=== COLLECTED DATA ===

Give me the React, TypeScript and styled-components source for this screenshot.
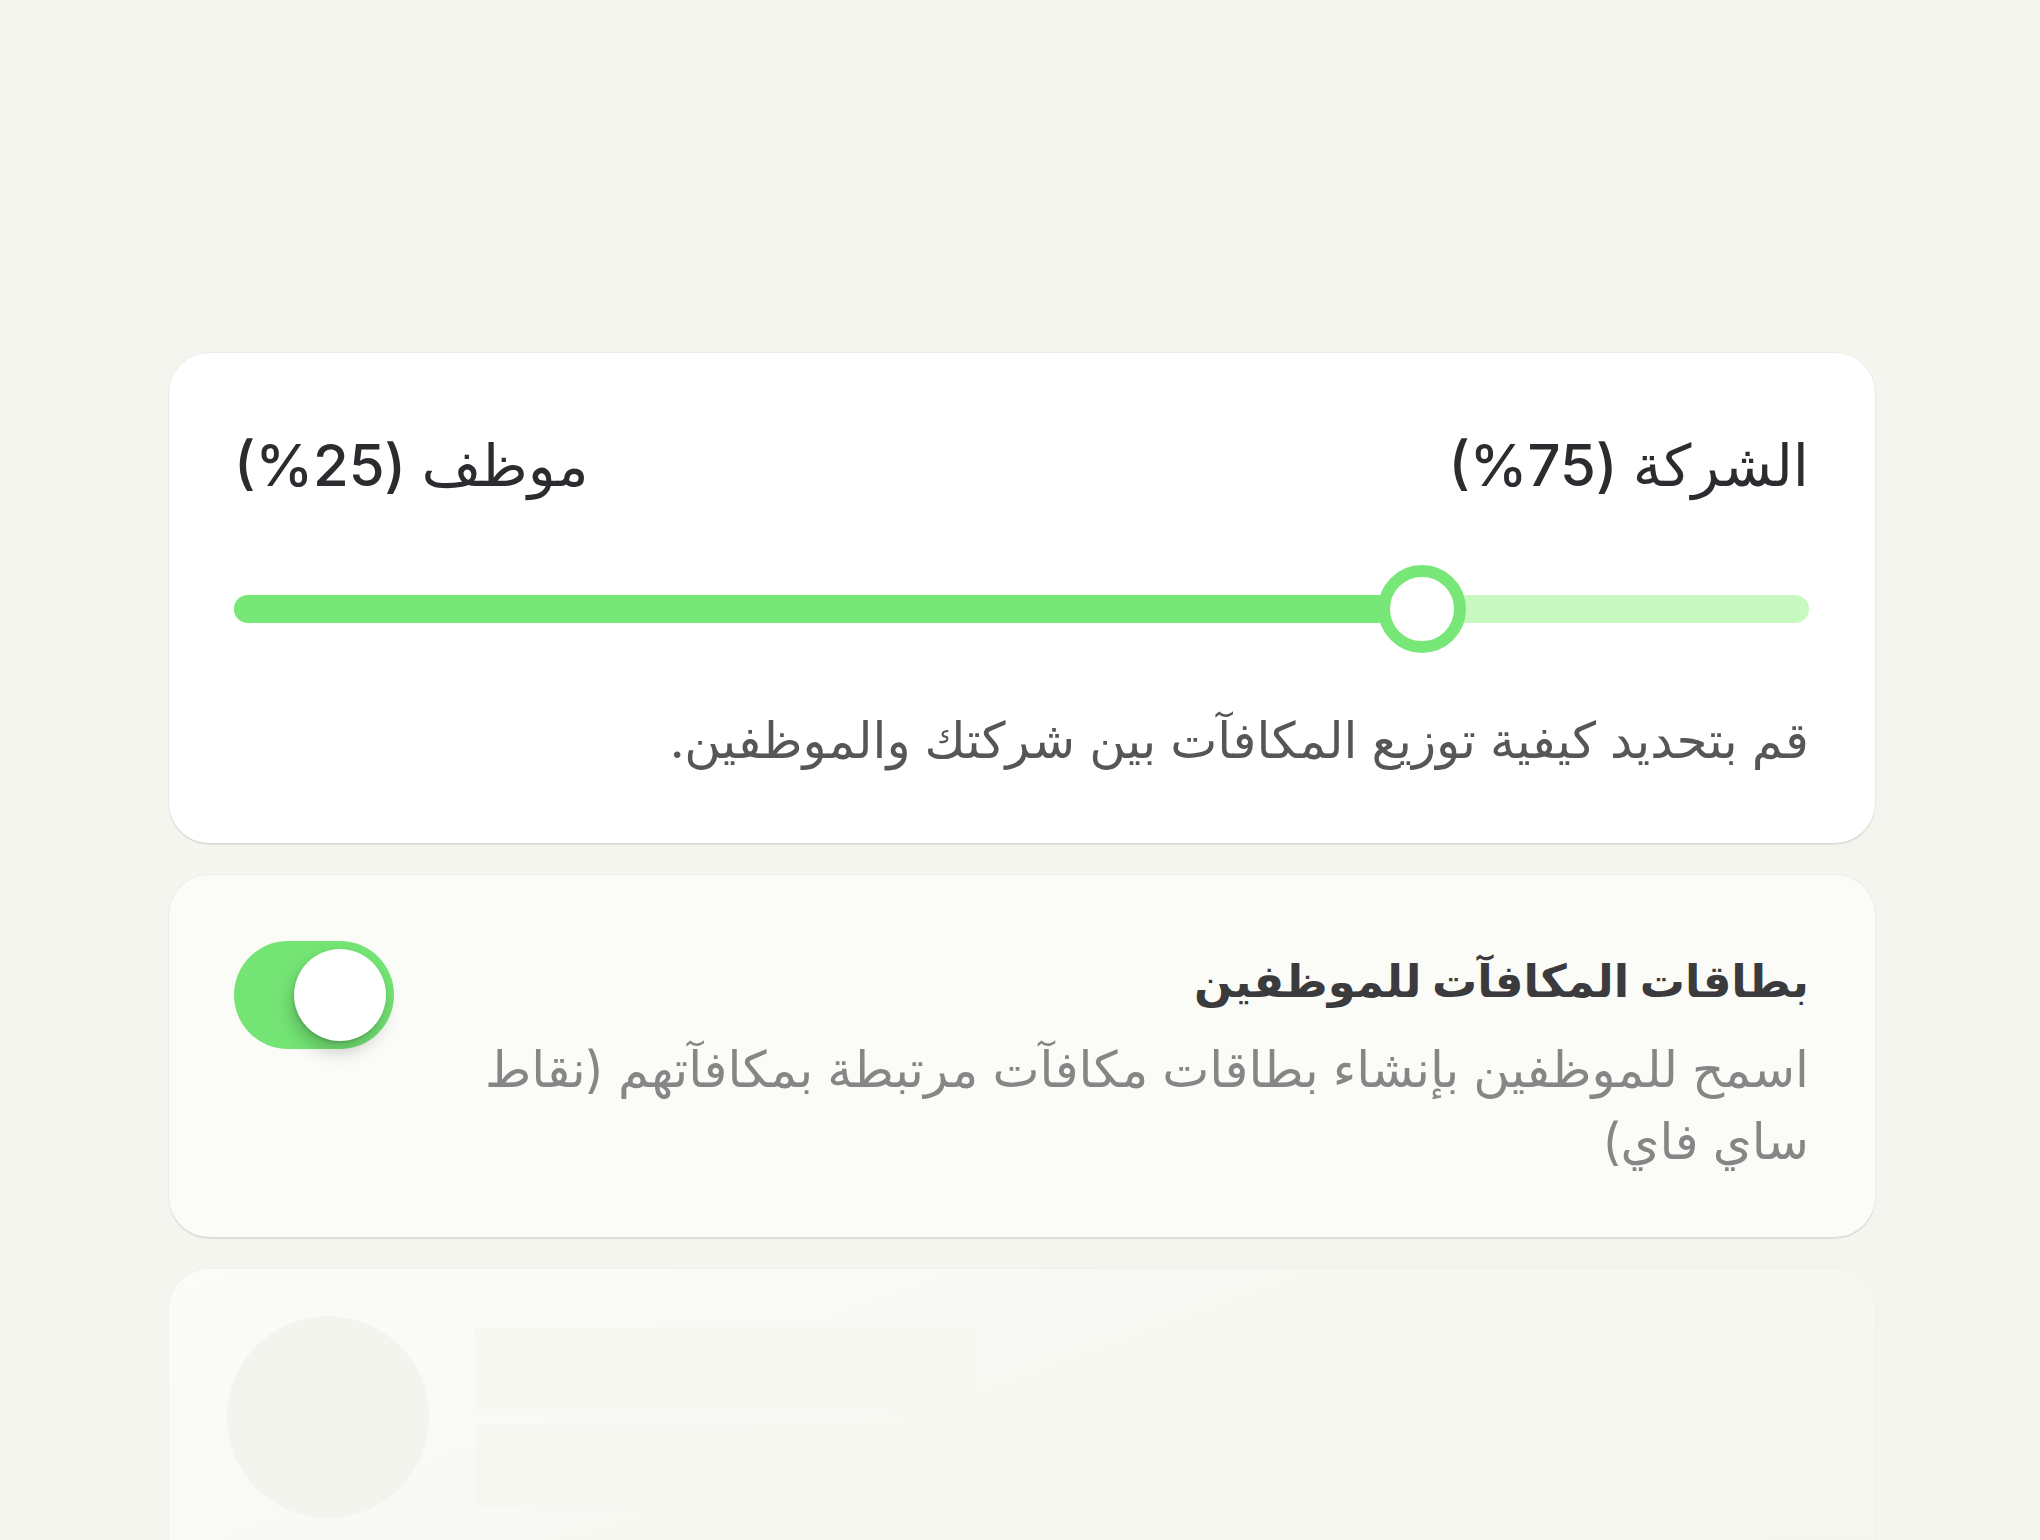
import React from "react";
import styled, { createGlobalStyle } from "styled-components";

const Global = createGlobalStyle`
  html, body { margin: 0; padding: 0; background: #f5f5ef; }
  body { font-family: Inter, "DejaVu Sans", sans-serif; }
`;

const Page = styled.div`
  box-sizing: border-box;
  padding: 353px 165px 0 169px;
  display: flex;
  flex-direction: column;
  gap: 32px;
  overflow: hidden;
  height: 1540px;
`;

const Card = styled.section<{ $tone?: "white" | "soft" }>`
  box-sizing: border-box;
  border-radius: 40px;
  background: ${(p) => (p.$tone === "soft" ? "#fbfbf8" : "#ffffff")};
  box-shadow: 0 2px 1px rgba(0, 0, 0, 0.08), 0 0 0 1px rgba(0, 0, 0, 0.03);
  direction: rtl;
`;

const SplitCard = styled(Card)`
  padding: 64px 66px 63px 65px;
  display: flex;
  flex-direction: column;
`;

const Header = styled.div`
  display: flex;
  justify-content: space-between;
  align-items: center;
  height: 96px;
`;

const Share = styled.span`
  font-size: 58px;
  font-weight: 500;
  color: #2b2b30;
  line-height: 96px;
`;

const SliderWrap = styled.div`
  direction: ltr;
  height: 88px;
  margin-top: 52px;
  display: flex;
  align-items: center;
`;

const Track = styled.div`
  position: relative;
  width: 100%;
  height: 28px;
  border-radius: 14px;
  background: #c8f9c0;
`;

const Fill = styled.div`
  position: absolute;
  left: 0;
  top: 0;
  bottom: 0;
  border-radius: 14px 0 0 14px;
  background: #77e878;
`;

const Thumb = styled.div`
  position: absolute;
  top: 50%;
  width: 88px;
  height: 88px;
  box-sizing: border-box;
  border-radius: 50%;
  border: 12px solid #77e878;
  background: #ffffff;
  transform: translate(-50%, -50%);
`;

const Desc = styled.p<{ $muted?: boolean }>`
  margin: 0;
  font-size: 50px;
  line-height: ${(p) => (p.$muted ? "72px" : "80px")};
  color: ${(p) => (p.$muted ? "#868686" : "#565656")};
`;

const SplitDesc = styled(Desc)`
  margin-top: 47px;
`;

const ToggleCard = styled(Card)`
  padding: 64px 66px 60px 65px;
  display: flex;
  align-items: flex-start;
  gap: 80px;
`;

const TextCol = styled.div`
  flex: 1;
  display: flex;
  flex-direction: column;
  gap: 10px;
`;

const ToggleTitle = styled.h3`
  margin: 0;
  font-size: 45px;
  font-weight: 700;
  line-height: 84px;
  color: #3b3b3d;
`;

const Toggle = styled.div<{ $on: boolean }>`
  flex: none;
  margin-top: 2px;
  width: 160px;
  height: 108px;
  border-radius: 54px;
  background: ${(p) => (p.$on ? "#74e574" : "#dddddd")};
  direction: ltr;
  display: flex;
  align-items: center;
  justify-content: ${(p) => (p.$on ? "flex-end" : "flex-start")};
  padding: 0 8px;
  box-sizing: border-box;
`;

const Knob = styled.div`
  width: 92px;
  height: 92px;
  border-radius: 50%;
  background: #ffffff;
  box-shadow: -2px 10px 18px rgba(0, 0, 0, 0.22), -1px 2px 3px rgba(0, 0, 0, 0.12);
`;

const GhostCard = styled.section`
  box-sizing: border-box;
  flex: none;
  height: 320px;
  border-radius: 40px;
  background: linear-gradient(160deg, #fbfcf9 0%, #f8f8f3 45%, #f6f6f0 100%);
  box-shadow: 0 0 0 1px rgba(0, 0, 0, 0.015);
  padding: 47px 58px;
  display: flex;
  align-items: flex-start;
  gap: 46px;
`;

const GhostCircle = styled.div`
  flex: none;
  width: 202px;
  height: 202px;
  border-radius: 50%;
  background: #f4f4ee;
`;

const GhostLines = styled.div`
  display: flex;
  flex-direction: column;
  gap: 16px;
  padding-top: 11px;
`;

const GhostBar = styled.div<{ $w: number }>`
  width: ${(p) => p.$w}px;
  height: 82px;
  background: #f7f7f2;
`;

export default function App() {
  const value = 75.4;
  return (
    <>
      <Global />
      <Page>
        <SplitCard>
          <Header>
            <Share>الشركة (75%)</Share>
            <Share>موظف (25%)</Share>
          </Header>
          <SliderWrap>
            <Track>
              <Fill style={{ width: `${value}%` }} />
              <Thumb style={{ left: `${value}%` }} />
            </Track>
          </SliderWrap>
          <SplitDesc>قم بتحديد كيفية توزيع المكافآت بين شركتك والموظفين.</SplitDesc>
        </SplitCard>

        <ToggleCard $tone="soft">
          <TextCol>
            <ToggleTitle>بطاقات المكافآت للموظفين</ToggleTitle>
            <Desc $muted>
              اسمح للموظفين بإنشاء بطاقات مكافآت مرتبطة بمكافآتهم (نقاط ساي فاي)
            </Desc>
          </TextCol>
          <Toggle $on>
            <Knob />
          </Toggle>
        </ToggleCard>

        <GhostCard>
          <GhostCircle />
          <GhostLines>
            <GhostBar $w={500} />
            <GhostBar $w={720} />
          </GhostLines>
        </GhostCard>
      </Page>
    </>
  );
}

===

PROBLEM REQUIREMENTS:
Leave the images out and output the remaining material exactly as it stands.

EXPECTED ANSWER:
Give me the React, TypeScript and styled-components source for this screenshot.
import React from "react";
import styled, { createGlobalStyle } from "styled-components";

const Global = createGlobalStyle`
  html, body { margin: 0; padding: 0; background: #f5f5ef; }
  body { font-family: Inter, "DejaVu Sans", sans-serif; }
`;

const Page = styled.div`
  box-sizing: border-box;
  padding: 353px 165px 0 169px;
  display: flex;
  flex-direction: column;
  gap: 32px;
  overflow: hidden;
  height: 1540px;
`;

const Card = styled.section<{ $tone?: "white" | "soft" }>`
  box-sizing: border-box;
  border-radius: 40px;
  background: ${(p) => (p.$tone === "soft" ? "#fbfbf8" : "#ffffff")};
  box-shadow: 0 2px 1px rgba(0, 0, 0, 0.08), 0 0 0 1px rgba(0, 0, 0, 0.03);
  direction: rtl;
`;

const SplitCard = styled(Card)`
  padding: 64px 66px 63px 65px;
  display: flex;
  flex-direction: column;
`;

const Header = styled.div`
  display: flex;
  justify-content: space-between;
  align-items: center;
  height: 96px;
`;

const Share = styled.span`
  font-size: 58px;
  font-weight: 500;
  color: #2b2b30;
  line-height: 96px;
`;

const SliderWrap = styled.div`
  direction: ltr;
  height: 88px;
  margin-top: 52px;
  display: flex;
  align-items: center;
`;

const Track = styled.div`
  position: relative;
  width: 100%;
  height: 28px;
  border-radius: 14px;
  background: #c8f9c0;
`;

const Fill = styled.div`
  position: absolute;
  left: 0;
  top: 0;
  bottom: 0;
  border-radius: 14px 0 0 14px;
  background: #77e878;
`;

const Thumb = styled.div`
  position: absolute;
  top: 50%;
  width: 88px;
  height: 88px;
  box-sizing: border-box;
  border-radius: 50%;
  border: 12px solid #77e878;
  background: #ffffff;
  transform: translate(-50%, -50%);
`;

const Desc = styled.p<{ $muted?: boolean }>`
  margin: 0;
  font-size: 50px;
  line-height: ${(p) => (p.$muted ? "72px" : "80px")};
  color: ${(p) => (p.$muted ? "#868686" : "#565656")};
`;

const SplitDesc = styled(Desc)`
  margin-top: 47px;
`;

const ToggleCard = styled(Card)`
  padding: 64px 66px 60px 65px;
  display: flex;
  align-items: flex-start;
  gap: 80px;
`;

const TextCol = styled.div`
  flex: 1;
  display: flex;
  flex-direction: column;
  gap: 10px;
`;

const ToggleTitle = styled.h3`
  margin: 0;
  font-size: 45px;
  font-weight: 700;
  line-height: 84px;
  color: #3b3b3d;
`;

const Toggle = styled.div<{ $on: boolean }>`
  flex: none;
  margin-top: 2px;
  width: 160px;
  height: 108px;
  border-radius: 54px;
  background: ${(p) => (p.$on ? "#74e574" : "#dddddd")};
  direction: ltr;
  display: flex;
  align-items: center;
  justify-content: ${(p) => (p.$on ? "flex-end" : "flex-start")};
  padding: 0 8px;
  box-sizing: border-box;
`;

const Knob = styled.div`
  width: 92px;
  height: 92px;
  border-radius: 50%;
  background: #ffffff;
  box-shadow: -2px 10px 18px rgba(0, 0, 0, 0.22), -1px 2px 3px rgba(0, 0, 0, 0.12);
`;

const GhostCard = styled.section`
  box-sizing: border-box;
  flex: none;
  height: 320px;
  border-radius: 40px;
  background: linear-gradient(160deg, #fbfcf9 0%, #f8f8f3 45%, #f6f6f0 100%);
  box-shadow: 0 0 0 1px rgba(0, 0, 0, 0.015);
  padding: 47px 58px;
  display: flex;
  align-items: flex-start;
  gap: 46px;
`;

const GhostCircle = styled.div`
  flex: none;
  width: 202px;
  height: 202px;
  border-radius: 50%;
  background: #f4f4ee;
`;

const GhostLines = styled.div`
  display: flex;
  flex-direction: column;
  gap: 16px;
  padding-top: 11px;
`;

const GhostBar = styled.div<{ $w: number }>`
  width: ${(p) => p.$w}px;
  height: 82px;
  background: #f7f7f2;
`;

export default function App() {
  const value = 75.4;
  return (
    <>
      <Global />
      <Page>
        <SplitCard>
          <Header>
            <Share>الشركة (75%)</Share>
            <Share>موظف (25%)</Share>
          </Header>
          <SliderWrap>
            <Track>
              <Fill style={{ width: `${value}%` }} />
              <Thumb style={{ left: `${value}%` }} />
            </Track>
          </SliderWrap>
          <SplitDesc>قم بتحديد كيفية توزيع المكافآت بين شركتك والموظفين.</SplitDesc>
        </SplitCard>

        <ToggleCard $tone="soft">
          <TextCol>
            <ToggleTitle>بطاقات المكافآت للموظفين</ToggleTitle>
            <Desc $muted>
              اسمح للموظفين بإنشاء بطاقات مكافآت مرتبطة بمكافآتهم (نقاط ساي فاي)
            </Desc>
          </TextCol>
          <Toggle $on>
            <Knob />
          </Toggle>
        </ToggleCard>

        <GhostCard>
          <GhostCircle />
          <GhostLines>
            <GhostBar $w={500} />
            <GhostBar $w={720} />
          </GhostLines>
        </GhostCard>
      </Page>
    </>
  );
}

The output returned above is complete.